Build a Gentle Feedback Loop
Feedback can help, but only when it matches your stage. Early on, seek encouragement and useful observation rather than harsh critique. Ask specific questions: Which photo feels strongest? Does this paragraph make sense? Which color combination works best? Specific questions produce better responses than asking whether something is good.
When you are ready for more skill growth, use classes, books, tutorials, clubs, or mentors. Look for teachers who explain fundamentals without humiliating beginners. Good feedback makes you want to try again. Bad feedback makes you want to disappear. Choose learning environments carefully.
Keep an Evidence Folder
Because creative growth is gradual, it helps to keep evidence. Save one piece from each week or month. Take photos of projects before giving them away. Record a short music practice. Keep early drafts. The folder is not for bragging; it is for memory. It shows that your hands and attention have been active.

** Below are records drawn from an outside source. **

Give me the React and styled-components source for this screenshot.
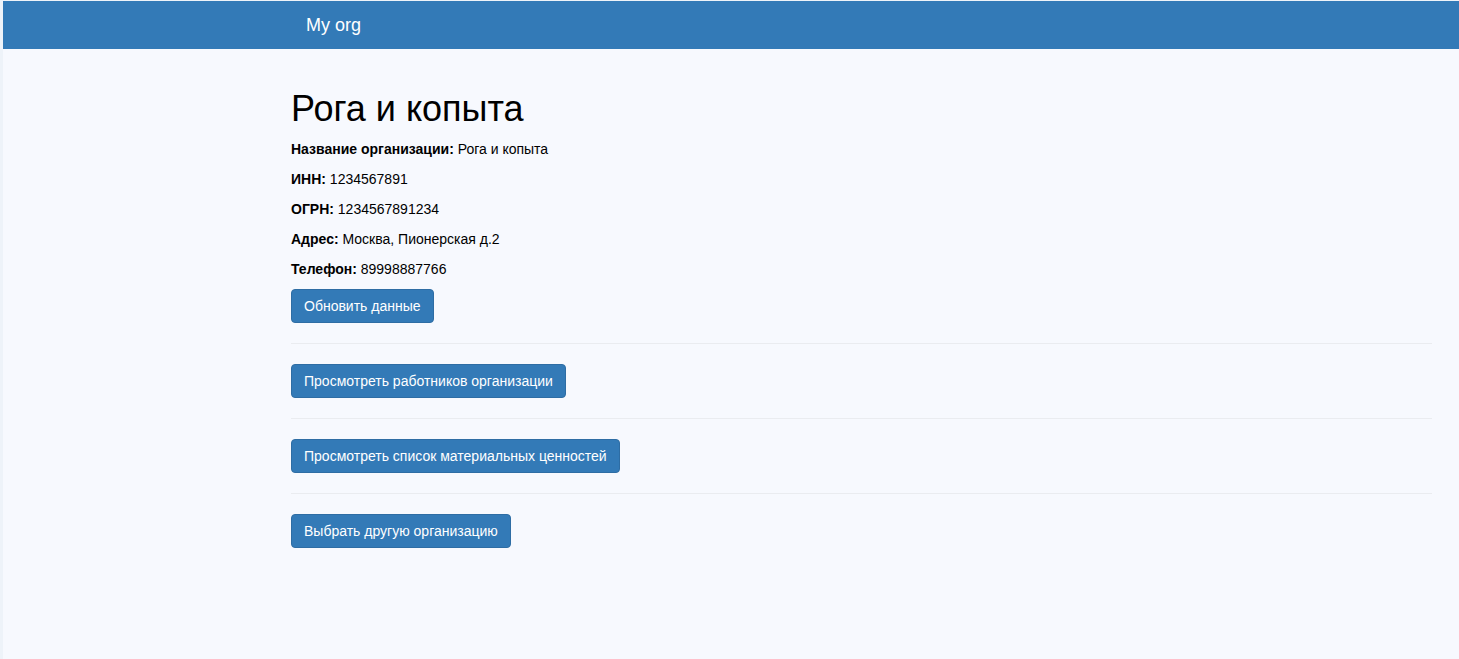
import React from "react";
import styled, { createGlobalStyle } from "styled-components";

const GlobalStyle = createGlobalStyle`
  html, body {
    margin: 0;
    padding: 0;
    background: #f7f9fe;
  }
  body {
    font-family: "Liberation Sans", Arial, sans-serif;
    font-size: 14px;
    line-height: 1.42857143;
    color: #000;
  }
`;

const Page = styled.div`
  min-height: 659px;
  box-sizing: border-box;
  border-left: 3px solid #eef3f9;
  border-top: 1px solid #eef3f9;
  background: #f7f9fe;
`;

const NavBar = styled.nav`
  height: 48px;
  background: #337ab7;
  display: flex;
  align-items: center;
  padding-left: 288px;
`;

const Brand = styled.a`
  color: #fff;
  font-size: 18px;
  line-height: 20px;
  padding: 0 15px;
  text-decoration: none;
  cursor: pointer;
`;

const Content = styled.main`
  padding: 20px 27px 40px 288px;
`;

const Title = styled.h1`
  font-size: 36px;
  font-weight: 500;
  line-height: 1.1;
  margin: 20px 0 10px;
`;

const Field = styled.p`
  margin: 0 0 10px;
  line-height: 20px;
`;

const Label = styled.b`
  font-weight: 700;
`;

const Button = styled.button`
  display: inline-block;
  font-family: inherit;
  font-size: 14px;
  line-height: 1.42857143;
  padding: 6px 12px;
  color: #fff;
  background: #337ab7;
  border: 1px solid #2e6da4;
  border-radius: 4px;
  cursor: pointer;
  &:hover {
    background: #286090;
  }
`;

const Divider = styled.hr`
  margin: 20px 0;
  border: 0;
  border-top: 1px solid #eaecf0;
`;

const org = {
  name: "Рога и копыта",
  inn: "1234567891",
  ogrn: "1234567891234",
  address: "Москва, Пионерская д.2",
  phone: "89998887766",
};

export default function App() {
  return (
    <Page>
      <GlobalStyle />
      <NavBar>
        <Brand>My org</Brand>
      </NavBar>
      <Content>
        <Title>{org.name}</Title>
        <Field>
          <Label>Название организации:</Label> {org.name}
        </Field>
        <Field>
          <Label>ИНН:</Label> {org.inn}
        </Field>
        <Field>
          <Label>ОГРН:</Label> {org.ogrn}
        </Field>
        <Field>
          <Label>Адрес:</Label> {org.address}
        </Field>
        <Field>
          <Label>Телефон:</Label> {org.phone}
        </Field>
        <Button>Обновить данные</Button>
        <Divider />
        <Button>Просмотреть работников организации</Button>
        <Divider />
        <Button>Просмотреть список материальных ценностей</Button>
        <Divider />
        <Button>Выбрать другую организацию</Button>
      </Content>
    </Page>
  );
}
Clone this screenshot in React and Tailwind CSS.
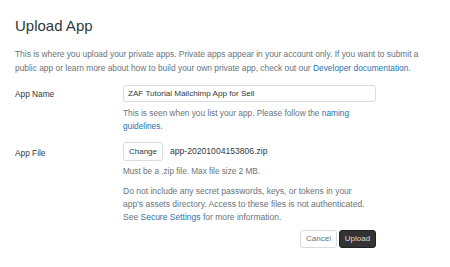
export default function App() {
  return (
    <div className="min-h-screen bg-white px-[15px] pt-[16px] text-[#68737d]" style={{ fontFamily: '"Liberation Sans", Arial, sans-serif' }}>
      <h1 className="text-[15px] leading-[20px] font-medium text-[#2f3941]">Upload App</h1>
      <p className="mt-[11px] text-[8.4px] leading-[14px] text-[#68737d]">
        This is where you upload your private apps. Private apps appear in your account only. If you want to submit a public app or learn more about how to build your own private app, check out our{" "}
        <a className="text-[#1f73b7]">Developer documentation</a>.
      </p>

      <div className="mt-[10px] flex">
        <div className="w-[108px] shrink-0 pt-[3px] text-[8.3px] leading-[12px] font-medium text-[#2f3941]">App Name</div>
        <div className="w-[253px]">
          <div className="h-[17px] rounded-[3px] border border-[#d8dcde] px-[4px] text-[8.1px] leading-[15px] text-[#2f3941]">
            ZAF Tutorial Mailchimp App for Sell
          </div>
          <p className="mt-[5px] text-[8.3px] leading-[13px]">
            This is seen when you list your app. Please follow the <a className="text-[#1f73b7]">naming guidelines</a>.
          </p>
        </div>
      </div>

      <div className="mt-[9px] flex">
        <div className="w-[108px] shrink-0 pt-[5px] text-[8.3px] leading-[12px] font-medium text-[#2f3941]">App File</div>
        <div className="w-[253px]">
          <div className="flex items-center gap-[7px]">
            <button className="h-[19px] w-[40px] rounded-[3px] border border-[#d8dcde] bg-white text-[8px] text-[#2f3941]">Change</button>
            <span className="text-[8.6px] text-[#2f3941]">app-20201004153806.zip</span>
          </div>
          <p className="mt-[4px] text-[8.2px] leading-[13px]">Must be a .zip file. Max file size 2 MB.</p>
          <p className="mt-[7px] w-[247px] text-[8.5px] leading-[13px]">
            Do not include any secret passwords, keys, or tokens in your app's assets directory. Access to these files is not authenticated. See <a className="text-[#1f73b7]">Secure Settings</a> for more information.
          </p>
          <div className="mt-[6px] flex justify-end gap-[2px]">
            <button className="h-[18px] w-[37px] rounded-[3px] border border-[#d8dcde] bg-white text-[8px] text-[#68737d]">Cancel</button>
            <button className="h-[18px] w-[37px] rounded-[3px] border border-[#222] bg-[#333333] text-[8px] text-[#dddddd]">Upload</button>
          </div>
        </div>
      </div>
    </div>
  );
}
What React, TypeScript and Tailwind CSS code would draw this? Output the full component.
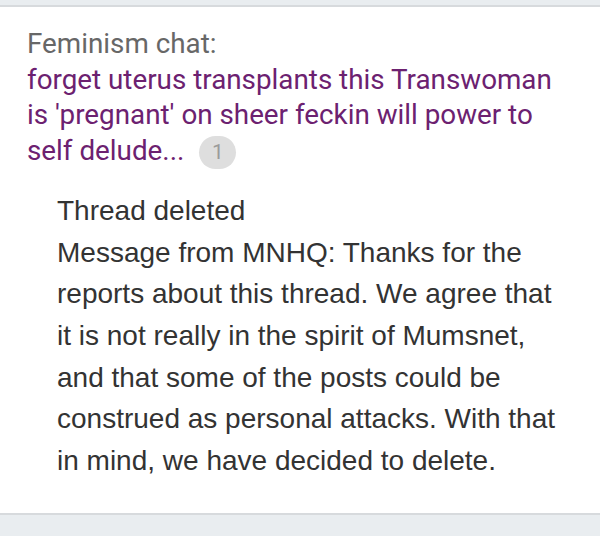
export default function App() {
    return (
        <div className="flex h-[536px] w-full flex-col overflow-hidden bg-white">
            {/* Top strip */}
            <div className="h-[7px] shrink-0 border-b-2 border-[#d7dadd] bg-[#e9edf0]" />

            <main className="flex-1 pl-[27px] pr-[30px] pt-[19px]">
                {/* Thread heading */}
                <div className="font-['Roboto',sans-serif] text-[27.8px] leading-[35.7px]">
                    <div className="text-[#676767]">Feminism chat:</div>
                    <div className="text-[#6c2170]">
                        <span>
                            forget uterus transplants this Transwoman is 'pregnant' on sheer
                            feckin will power to self delude...
                        </span>
                        <span className="ml-[15px] inline-flex h-[33px] w-[37px] items-center justify-center rounded-full bg-[#dedede] align-middle text-[21px] leading-none text-[#9b9b9b]">
                            1
                        </span>
                    </div>
                </div>

                {/* Deleted message */}
                <div className="ml-[30px] mt-[21px] font-['Liberation_Sans',Arial,sans-serif] text-[28px] leading-[41.6px] text-[#333333]">
                    <p>Thread deleted</p>
                    <p>
                        Message from MNHQ: Thanks for the reports about this thread. We agree
                        that it is not really in the spirit of Mumsnet, and that some of the
                        posts could be construed as personal attacks. With that in mind, we
                        have decided to delete.
                    </p>
                </div>
            </main>

            {/* Bottom strip */}
            <div className="h-[23px] shrink-0 border-t-2 border-[#d7dadd] bg-[#e9edf0]" />
        </div>
    );
}
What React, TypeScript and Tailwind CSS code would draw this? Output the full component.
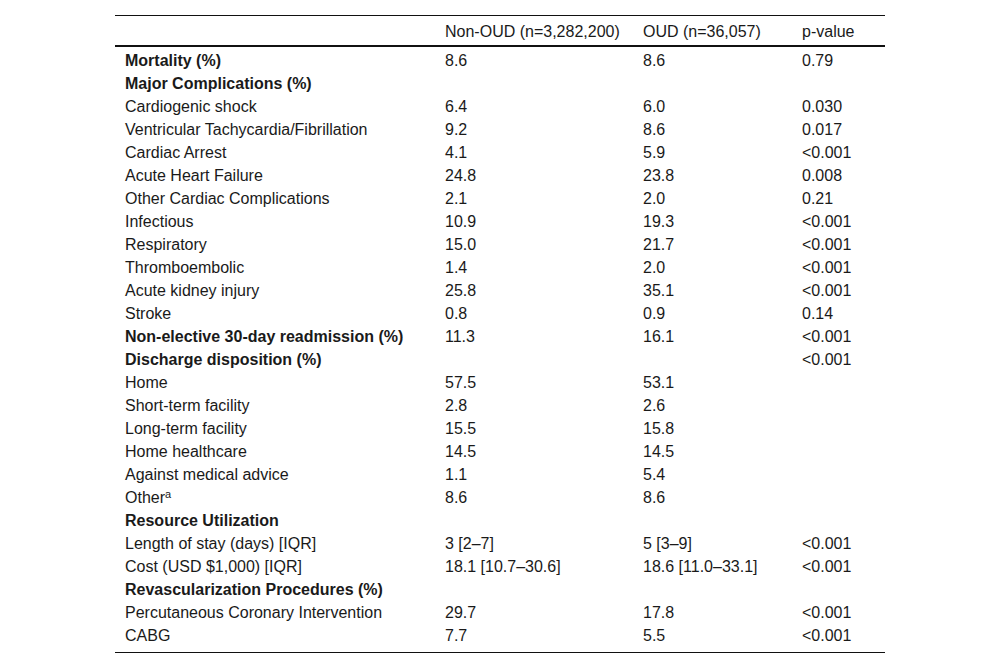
type Row = { label: string; a?: string; b?: string; p?: string; bold?: boolean; sup?: string };

const rows: Row[] = [
  { label: 'Mortality (%)', a: '8.6', b: '8.6', p: '0.79', bold: true },
  { label: 'Major Complications (%)', bold: true },
  { label: 'Cardiogenic shock', a: '6.4', b: '6.0', p: '0.030' },
  { label: 'Ventricular Tachycardia/Fibrillation', a: '9.2', b: '8.6', p: '0.017' },
  { label: 'Cardiac Arrest', a: '4.1', b: '5.9', p: '<0.001' },
  { label: 'Acute Heart Failure', a: '24.8', b: '23.8', p: '0.008' },
  { label: 'Other Cardiac Complications', a: '2.1', b: '2.0', p: '0.21' },
  { label: 'Infectious', a: '10.9', b: '19.3', p: '<0.001' },
  { label: 'Respiratory', a: '15.0', b: '21.7', p: '<0.001' },
  { label: 'Thromboembolic', a: '1.4', b: '2.0', p: '<0.001' },
  { label: 'Acute kidney injury', a: '25.8', b: '35.1', p: '<0.001' },
  { label: 'Stroke', a: '0.8', b: '0.9', p: '0.14' },
  { label: 'Non-elective 30-day readmission (%)', a: '11.3', b: '16.1', p: '<0.001', bold: true },
  { label: 'Discharge disposition (%)', p: '<0.001', bold: true },
  { label: 'Home', a: '57.5', b: '53.1' },
  { label: 'Short-term facility', a: '2.8', b: '2.6' },
  { label: 'Long-term facility', a: '15.5', b: '15.8' },
  { label: 'Home healthcare', a: '14.5', b: '14.5' },
  { label: 'Against medical advice', a: '1.1', b: '5.4' },
  { label: 'Other', sup: 'a', a: '8.6', b: '8.6' },
  { label: 'Resource Utilization', bold: true },
  { label: 'Length of stay (days) [IQR]', a: '3 [2\u20137]', b: '5 [3\u20139]', p: '<0.001' },
  { label: 'Cost (USD $1,000) [IQR]', a: '18.1 [10.7\u201330.6]', b: '18.6 [11.0\u201333.1]', p: '<0.001' },
  { label: 'Revascularization Procedures (%)', bold: true },
  { label: 'Percutaneous Coronary Intervention', a: '29.7', b: '17.8', p: '<0.001' },
  { label: 'CABG', a: '7.7', b: '5.5', p: '<0.001' },
];

const grid = 'grid grid-cols-[320px_198px_159px_93px]';

export default function App() {
  return (
    <div className="w-[1000px] h-[668px] bg-white pt-[15px] text-[16px] leading-[23px] text-[#1a1a1a]" style={{ fontFamily: '"Liberation Sans", Arial, sans-serif' }}>
      <div className="ml-[115px] w-[770px] border-t border-b border-[#111] pb-[5px]">
        <div className={`${grid} h-[31px] pt-[2px] items-center border-b-2 border-[#111]`}>
          <div className="pl-[10px]" />
          <div className="pl-[10px]">Non-OUD (n=3,282,200)</div>
          <div className="pl-[10px]">OUD (n=36,057)</div>
          <div className="pl-[10px]">p-value</div>
        </div>
        <div className="pt-[2px]">
          {rows.map((r, i) => (
            <div key={i} className={`${grid} h-[23px] items-center`}>
              <div className={`pl-[10px] whitespace-nowrap ${r.bold ? 'font-bold' : ''}`}>
                {r.label}
                {r.sup && <span className="text-[11px] align-[5px] leading-none">{r.sup}</span>}
              </div>
              <div className="pl-[10px] whitespace-nowrap">{r.a}</div>
              <div className="pl-[10px] whitespace-nowrap">{r.b}</div>
              <div className="pl-[10px] whitespace-nowrap">{r.p}</div>
            </div>
          ))}
        </div>
      </div>
    </div>
  );
}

After a few months, look back. You may notice steadier lines, bolder choices, better flavor instincts, more interesting images, or clearer sentences. Improvement often appears only in hindsight. The evidence folder gives you a way to see it.
A Beginner Plan for the First Two Weeks
Choose one creative hobby and one small material set. For two weeks, complete six short sessions of fifteen to thirty minutes. Use a constraint for each session. Keep everything private unless sharing feels genuinely supportive. At the end, choose three pieces of evidence: one that surprised you, one that taught you something, and one you would like to continue.
You do not become creative by waiting until you feel creative. You become creative by making small choices repeatedly. A creative hobby is not a test of identity. It is a place to explore, make mistakes, adjust, and return. Start with low stakes, protect the process, and let the evidence accumulate.